When I was there, people stumbled around Lloyd Center in a blissed-out daze. It felt like moving through a museum more than a mall. Without big-biz lights, the sunlight had a different effect on the floor. It’s silly, but it’s palace-like. The comment about it being so still and peaceful a deer might pass felt true, still.

And then, right near the ice skating rink where Tonya Harding learned to skate, I found a claw machine with legit Big Into Energy Labubus:

Kardashians can’t get Labubus, but they’re at the Lloyd Center.

As for my stuff, a simple review: Floating World Comics is maybe the best comics and art toy store I’ve been to in the PNW. It’s relaxed, genuinely local, broad, colorful, diverse; I thought a perfect selection. I walked around gasping.

What I took home: Orgly Slormicorn, right, on top of a Portland Mercury. | Jon Malmstedt of RAMPAGE TOYS

Indie stores thrive in “zombie malls”

The Lloyd Center has picked up local headlines in the years since Floating World Comics came to the spot—Oregon Live highlighted the mall’s ambitions to add housing, shopping, and entertainment venues; Axios highlighted how “indie stores” keep the “zombie mall” alive while redevelopment plans remain in limbo.
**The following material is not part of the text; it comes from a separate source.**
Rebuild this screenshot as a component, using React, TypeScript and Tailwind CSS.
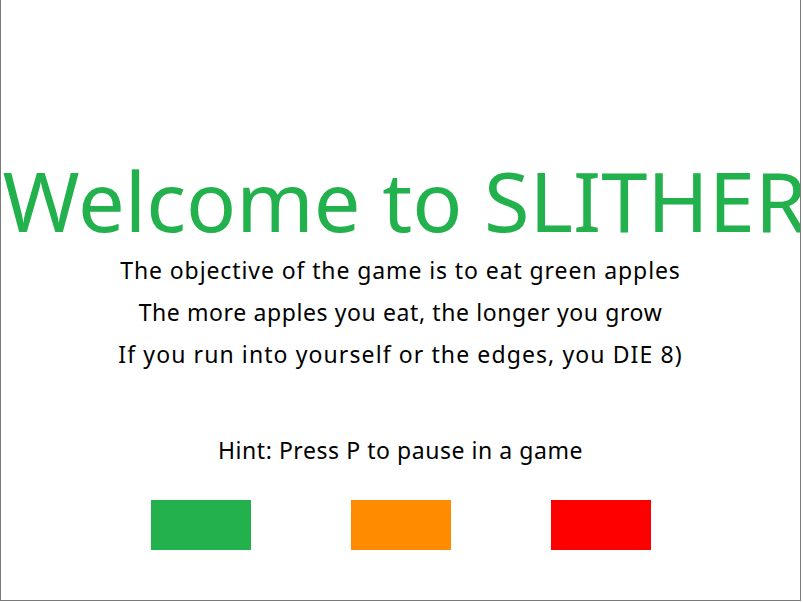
import React from "react";

export default function App() {
  const font = { fontFamily: '"Comic Sans MS", "Noto Sans", sans-serif' };
  return (
    <div className="w-[803px] h-[602px] bg-white" style={font}>
      <div className="w-[801px] h-[601px] border-l border-r border-b border-[#7a7a7a] overflow-hidden flex flex-col items-center text-black">
        <div className="mt-[150px] ml-[8px] h-[100px] leading-[100px] text-[83px] text-[#22b14c] whitespace-nowrap">
          Welcome to SLITHER
        </div>
        <div className="mt-[-1px] flex flex-col items-center text-[23px] tracking-[0.9px] leading-[42px] whitespace-nowrap">
          <div>The objective of the game is to eat green apples</div>
          <div className="tracking-[0.6px]">The more apples you eat, the longer you grow</div>
          <div className="tracking-[1.1px]">If you run into yourself or the edges, you DIE 8)</div>
        </div>
        <div className="mt-[54px] text-[23px] tracking-[0.55px] leading-[42px] whitespace-nowrap">
          Hint: Press P to pause in a game
        </div>
        <div className="mt-[29px] w-[800px] flex">
          <div className="ml-[150px] w-[100px] h-[50px] bg-[#22b14c]" />
          <div className="ml-[100px] w-[100px] h-[50px] bg-[#ff8c00]" />
          <div className="ml-[100px] w-[100px] h-[50px] bg-[#ff0000]" />
        </div>
      </div>
    </div>
  );
}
It’s truly a liminal space; one that’s getting a brand new AEG-backed music venue.

While the Lloyd Center might be a unique example (and maybe a blueprint for other malls), this mall revival is happening across the West Coast, propelled by trendy toy brands like Pop Mart and rising IP like Labubu. Recently highlighted by San Francisco Chronicle, suburban-feeling regional centers that cater to Asian American shoppers and brands, like Stonestown Galleria, are booming.
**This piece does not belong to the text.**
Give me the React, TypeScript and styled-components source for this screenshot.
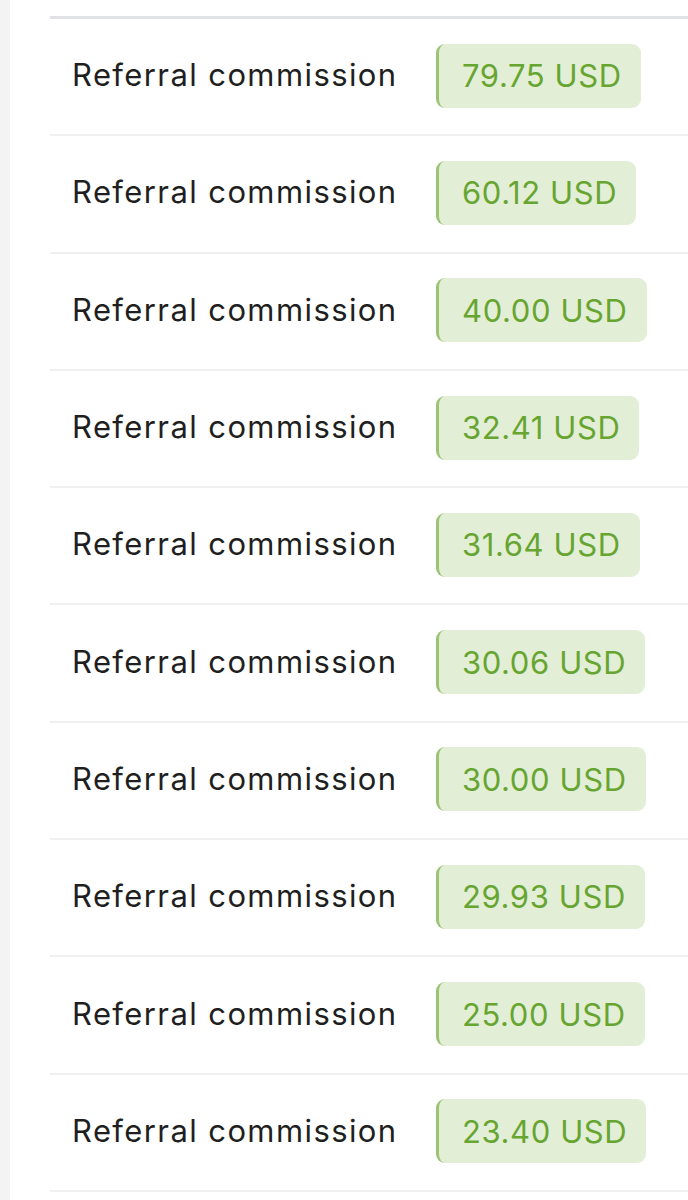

Stonestown is a regional center that has got all things to all people. You’ve got a grocery, you’ve got a gym, you’ve got soft goods, you have a lot of food,” said Kazuko Morgan, a retail broker at Cushman & Wakefield. “Everybody I know is going there. The kids from Pac Heights go every weekend. They used to all go to S.F. Centre.”

No longer. San Francisco Centre, the city’s biggest mall, is over half-empty and has lost dozens of retailers in recent years, including Nordstrom and Bloomingdale’s.
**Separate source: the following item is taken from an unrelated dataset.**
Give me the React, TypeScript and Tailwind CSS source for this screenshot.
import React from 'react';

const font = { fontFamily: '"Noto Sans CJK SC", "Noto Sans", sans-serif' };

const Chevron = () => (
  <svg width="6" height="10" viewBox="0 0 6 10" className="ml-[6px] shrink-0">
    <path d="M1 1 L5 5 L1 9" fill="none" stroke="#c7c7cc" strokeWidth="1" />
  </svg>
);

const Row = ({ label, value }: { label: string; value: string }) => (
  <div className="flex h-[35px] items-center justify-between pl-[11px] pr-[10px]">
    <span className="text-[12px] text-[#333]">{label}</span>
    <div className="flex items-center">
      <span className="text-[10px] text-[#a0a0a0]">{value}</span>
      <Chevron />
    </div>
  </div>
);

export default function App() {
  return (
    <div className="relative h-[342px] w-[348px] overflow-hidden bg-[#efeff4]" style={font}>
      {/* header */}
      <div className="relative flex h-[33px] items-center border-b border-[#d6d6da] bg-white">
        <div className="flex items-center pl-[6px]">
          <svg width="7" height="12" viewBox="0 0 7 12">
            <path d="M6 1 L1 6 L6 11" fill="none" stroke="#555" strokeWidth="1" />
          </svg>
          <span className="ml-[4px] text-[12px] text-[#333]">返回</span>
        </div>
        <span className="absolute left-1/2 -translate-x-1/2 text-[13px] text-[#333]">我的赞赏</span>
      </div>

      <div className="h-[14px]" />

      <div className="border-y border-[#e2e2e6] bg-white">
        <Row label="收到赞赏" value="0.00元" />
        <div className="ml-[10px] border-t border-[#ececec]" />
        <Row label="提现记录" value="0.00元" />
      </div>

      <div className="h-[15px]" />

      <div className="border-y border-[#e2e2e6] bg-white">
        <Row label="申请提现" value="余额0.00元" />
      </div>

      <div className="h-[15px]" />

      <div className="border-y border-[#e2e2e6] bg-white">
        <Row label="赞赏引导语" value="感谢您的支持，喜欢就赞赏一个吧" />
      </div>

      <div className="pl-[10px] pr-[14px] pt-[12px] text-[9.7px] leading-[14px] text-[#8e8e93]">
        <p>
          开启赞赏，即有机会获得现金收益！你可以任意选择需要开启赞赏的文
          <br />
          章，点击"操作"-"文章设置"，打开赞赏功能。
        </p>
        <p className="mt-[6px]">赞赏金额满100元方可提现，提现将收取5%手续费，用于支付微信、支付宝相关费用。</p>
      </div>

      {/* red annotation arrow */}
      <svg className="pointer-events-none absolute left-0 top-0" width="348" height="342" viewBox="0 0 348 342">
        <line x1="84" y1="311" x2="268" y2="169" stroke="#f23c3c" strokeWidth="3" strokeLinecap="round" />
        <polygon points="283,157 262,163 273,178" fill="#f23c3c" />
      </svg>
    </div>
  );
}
At Stonestown? H&M is returning… to the exact spot it closed years ago.

Pop Mart’s Pacific Northwest footprint

A similar story is happening up here in Seattle. Pop Mart, which counts the Seattle area as one of its main U.S. markets, just confirmed its pop-up location at Alderwood Mall is now a permanent location. After REI left that same location, local media fretted over what it meant for the mall’s future. This weekend, you can buy up to six Labubus there.

52TOYS’ Atlanta debut

This trend isn’t confined to the West Coast. 52TOYS, another Chinese trendy toy company, planted its first U.S. flag last July in Atlanta and—after weekend-long giveaway lines—added a second store at the Mall of Georgia before Christmas. On Seattle Toy Store, my resale shop, we’ve simultaneously logged a surge in online orders for Baby Three (made by Big Beautiful Toy Company; Dongguan) and Wakuku (made by Letsvan; Shenzhen). Their appeal isn’t stuck to a single region; boxes are leaving for Minneapolis, Miami, Buffalo, Bellingham. Watch for Wakuku to surface as MINISO’s in-house “Labubu alternative” (currently piloting in Indonesia) and for Baby Three’s U.S. rollout via distributor UCC.

The point is:

A clear shift has happened in retail, and many business reporters across the country have been slow—almost ignorant—to wake up to it.